Harbor Defenses of the Columbia River, Oregon

And today you can visit all three fortresses as state parks. Each has history, interpretive centers, including one about Lewis and Clark, as well as the beautiful North End Lighthouse, recently refurbished, history soldier housing, and parts of the remaining forts themselves, each in a different state of repair. Overall, the story here begins with Lewis and Clark, which should not be a surprise. They arrived at Cape Disappointment in 1805, but even that was only after two men tried to cross the river bar, a failure by English Captain John Meares in 1788 and a success by American Captain Robert Gray in 1792. Fast forward to the times of the Civil War, and a Post at Cape Disappointment was built in 1862 to thwart Confederate and foreign raiders; in 1863, Fort Stevens was built to protect the inlet on the south bank. Fort Columbia was built later, from 1896 to 1904, on the Washington side of the river, and served until after World War II.

Image above: Historic photo of Fort Stevens, 1900, H. Ambrose Kiehl Photograph Collection, via Wikipedia Commons. Below: Cape Disappointment, ares that would become Fort Canby, with lighthouse in the background, 2013, Adbar.

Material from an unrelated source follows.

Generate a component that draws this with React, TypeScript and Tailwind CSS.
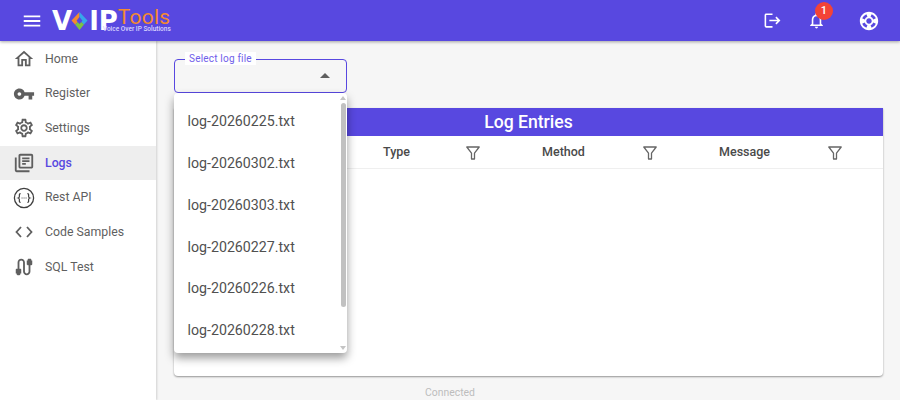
import {
  MdMenu,
  MdLogout,
  MdOutlineNotifications,
  MdSupport,
  MdOutlineHome,
  MdVpnKey,
  MdOutlineSettings,
  MdOutlineLibraryBooks,
  MdOutlineCable,
  MdArrowDropUp,
} from "react-icons/md";

function RestIcon() {
  return (
    <svg width="22" height="22" viewBox="0 0 22 22" fill="none" stroke="#3f3f3f">
      <circle cx="11" cy="11" r="9.6" strokeWidth="1.3" />
      <path d="M7.6 6.6c-1.6 0-1.2 1.2-1.2 2.6 0 1-.4 1.6-1.1 1.8.7.2 1.1.8 1.1 1.8 0 1.4-.4 2.6 1.2 2.6" strokeWidth="1.2" />
      <path d="M14.4 6.6c1.6 0 1.2 1.2 1.2 2.6 0 1 .4 1.6 1.1 1.8-.7.2-1.1.8-1.1 1.8 0 1.4.4 2.6-1.2 2.6" strokeWidth="1.2" />
      <path d="M8.6 11h.9M10.6 11h.9M12.6 11h.9" strokeWidth="1.2" />
    </svg>
  );
}

function ChevronsIcon() {
  return (
    <svg width="18" height="12" viewBox="0 0 18 12" fill="none" stroke="#5f5f5f" strokeWidth="1.8">
      <path d="M6 1 1.5 6 6 11" />
      <path d="M12 1l4.500 5L12 11" />
    </svg>
  );
}

function FilterIcon() {
  return (
    <svg width="14" height="14" viewBox="0 0 14 14" fill="none" stroke="#666" strokeWidth="1.3" strokeLinejoin="round">
      <path d="M.8 1h12.400L8.500 7.200v5.800H5.500V7.200z" />
    </svg>
  );
}

function LogoMark() {
  return (
    <svg width="17" height="20" viewBox="0 0 17 20" className="-mx-[1px] shrink-0">
      <path d="M8.500 1 0.500 9.500 4 13.500l4.500-4z" fill="#f58a2e" />
      <path d="M8.500 1l8 8.500-3.500 4-4.500-4z" fill="#37a6ea" />
      <path d="M4 13.500l4.500-4 4.500 4-4.500 5.500z" fill="#7cc243" />
      <path d="M8.500 6 5.500 9.800 8.500 13l3-3.200z" fill="#5848e0" />
    </svg>
  );
}

function Logo() {
  return (
    <div className="flex h-[41px] items-center pt-[1px]">
      <span className="font-['DejaVu_Sans',sans-serif] text-[26px] leading-none font-bold text-white">V</span>
      <LogoMark />
      <span className="ml-[2px] font-['DejaVu_Sans',sans-serif] text-[26px] leading-none font-bold text-white">IP</span>
      <div className="flex flex-col">
        <span className="text-[21px] leading-[17px] tracking-[0.2px] text-[#f58a2e]">Tools</span>
        <span className="-ml-[15px] text-[6.500px] leading-[7px] font-medium text-[#d9d4ff] whitespace-nowrap">Voice Over IP Solutions</span>
      </div>
    </div>
  );
}

const navItems = [
  { label: "Home", icon: <MdOutlineHome size={24} color="#5f5f5f" /> },
  { label: "Register", icon: <MdVpnKey size={22} color="#5f5f5f" /> },
  { label: "Settings", icon: <MdOutlineSettings size={22} color="#5f5f5f" /> },
  { label: "Logs", icon: <MdOutlineLibraryBooks size={22} color="#5f5f5f" />, active: true },
  { label: "Rest API", icon: <RestIcon /> },
  { label: "Code Samples", icon: <ChevronsIcon /> },
  { label: "SQL Test", icon: <MdOutlineCable size={22} color="#5f5f5f" /> },
];

const logFiles = [
  "log-20260225.txt",
  "log-20260302.txt",
  "log-20260303.txt",
  "log-20260227.txt",
  "log-20260226.txt",
  "log-20260228.txt",
];

const columns = [
  { label: "Type", pad: "pr-[62px]" },
  { label: "Method", pad: "pr-[62px]" },
  { label: "Message", pad: "pr-[41px]" },
];

export default function App() {
  return (
    <div className="flex h-[400px] w-[900px] flex-col overflow-hidden bg-[#f6f6f6] font-['Roboto',sans-serif]">
      {/* Top bar */}
      <header className="z-20 flex h-[41px] shrink-0 items-center bg-[#5848e0] pr-[20px] pl-[21px] shadow-[0_1px_3px_rgba(0,0,0,0.35)]">
        <MdMenu size={22} color="#fff" />
        <div className="ml-[9px]">
          <Logo />
        </div>
        <div className="ml-auto flex items-center">
          <MdLogout size={19} color="#fff" />
          <div className="relative ml-[25px]">
            <MdOutlineNotifications size={19} color="#fff" />
            <span className="absolute -top-[9px] left-[8px] flex h-[18px] w-[18px] items-center justify-center rounded-full bg-[#f44336] text-[11px] font-medium text-white">1</span>
          </div>
          <MdSupport size={22} color="#fff" className="ml-[32px]" />
        </div>
      </header>

      <div className="flex min-h-0 flex-1">
        {/* Sidebar */}
        <nav className="z-10 flex w-[156px] shrink-0 flex-col bg-white pt-[0.600px] shadow-[1px_0_2px_rgba(0,0,0,0.15)]">
          {navItems.map((item) => (
            <div
              key={item.label}
              className={`flex h-[34.670px] items-center gap-[10px] pl-[13px] text-[12.300px] ${item.active ? "bg-[#eeeeee] font-medium text-[#5848e0]" : "text-[#5f5f5f]"}`}
            >
              <span className="flex w-[22px] items-center justify-center">{item.icon}</span>
              {item.label}
            </div>
          ))}
        </nav>

        {/* Main area */}
        <main className="flex min-w-0 flex-1 flex-col">
          <div className="flex-1 pt-[18px] pr-[17px] pl-[18px]">
            <div className="relative h-[34px] w-[173px] rounded-[4px] border-[1.500px] border-[#5848e0]">
              <span className="absolute -top-[8px] left-[10px] bg-white px-[4px] text-[10px] leading-[13px] tracking-[0.2px] text-[#6f60ea]">Select log file</span>
              <MdArrowDropUp size={24} color="#5f5f5f" className="absolute top-[4px] right-[9px]" />

              {/* Open dropdown */}
              <div className="absolute top-[33px] -left-[1.500px] z-30 flex h-[260px] w-[173px] rounded-[4px] bg-white shadow-[0_5px_10px_rgba(0,0,0,0.4)]">
                <ul className="flex-1 pt-[8px]">
                  {logFiles.map((file) => (
                    <li key={file} className="flex h-[41.800px] items-center pl-[14px] text-[14.200px] text-[#505050]">{file}</li>
                  ))}
                </ul>
                <div className="flex w-[7px] flex-col items-center pt-[3px]">
                  <div className="h-0 w-0 border-x-[3px] border-b-[4px] border-x-transparent border-b-[#c4c4c4]" />
                  <div className="mt-[3px] h-[204px] w-[5px] rounded-full bg-[#c1c1c1]" />
                  <div className="mt-auto mb-[3px] h-0 w-0 border-x-[3px] border-t-[4px] border-x-transparent border-t-[#c4c4c4]" />
                </div>
              </div>
            </div>

            {/* Log entries card */}
            <section className="mt-[15px] flex h-[268px] flex-col overflow-hidden rounded-b-[4px] bg-white shadow-[0_1px_2px_rgba(0,0,0,0.4)]">
              <h2 className="flex h-[28px] shrink-0 items-center justify-center bg-[#5848e0] pt-[1px] text-[17.600px] font-medium text-white">Log Entries</h2>
              <div className="grid h-[33px] grid-cols-[209px_159px_177px_1fr] items-center border-b border-[#efefef] text-[12.500px] font-medium text-[#4a4a4a]">
                <div />
                {columns.map((col) => (
                  <div key={col.label} className={`flex items-center justify-between pt-[1px] ${col.pad}`}>
                    {col.label}
                    <FilterIcon />
                  </div>
                ))}
              </div>
            </section>
          </div>
          <footer className="h-[24px] shrink-0 pt-[11px] pr-[156px] text-center text-[10.400px] leading-[12px] text-[#bdbdbd]">Connected</footer>
        </main>
      </div>
    </div>
  );
}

Courtesy Wikipedia Commons C.C. 3.0.

Cape Disappointment

Where Is It

Fort Columbia State Park is lcoated on the Washington side of the river, 475 State Route 101, Chinook, WA 98614. Fort Stevens is located at 1100 NW Ridge Rd, Hammond, OR 97121. The address of Fort Disappointment State Park is 244 Robert Gray Drive, Ilwaco, WA 98624.

What is There Now

Three Forts

Fort Columbia has an interpretive center that is open July 1 to September 5, a Commanding Officers House (closed right now), an interpretive walking tour with waysides, restrooms, picnic tables, two historic houses to rent, campsites, beach walking, boating, and great views. Fort Stevens, beyond its historic footprint, is part of the larger Lewis and Clark National Historic Park, and includes one of the largest public campgrounds in the United States amid over four thousand acres. There are kayak tours, the oldest Civil War era earthworks on the west coast, and an underground World War II era command center, and batteries. The museum and infomation center round out only some of its features. Cape Disappointment State Park. at over two thousand acres, has camping (including cabins and yurts), picnic areas, the Lewis and Clark Interpretive Center, Fort Canby, and the North Head Lighthouse which is open May to September, plus more. Hiking trails take you through forests, around lakes, and onto the beach.

When Open and How Much

Fort Columbia and Cape Disappointment $10 day fee. Day fee at Fort Stevens in $5 per day.

Fees and hours are subject to change.

Fort Columbia State Park
Fort Stevens State Park
Cape Disappointment State Park

History Nearby

Of course, we think of the trails that brought Lewis and Clark and many others over the Oregon Trail to the Pacific Coast here, as well as other forts, commercial with the Hudson Bay Company, and other natural wonders. Don't miss Fort Vancouver or Lewis and Clark, they are National Park Service Sites, as is Oregon Caves National Monument, a bit further away. But there are so many historic sites here, both natural and man oriented, leave yourself plenty of time to wander.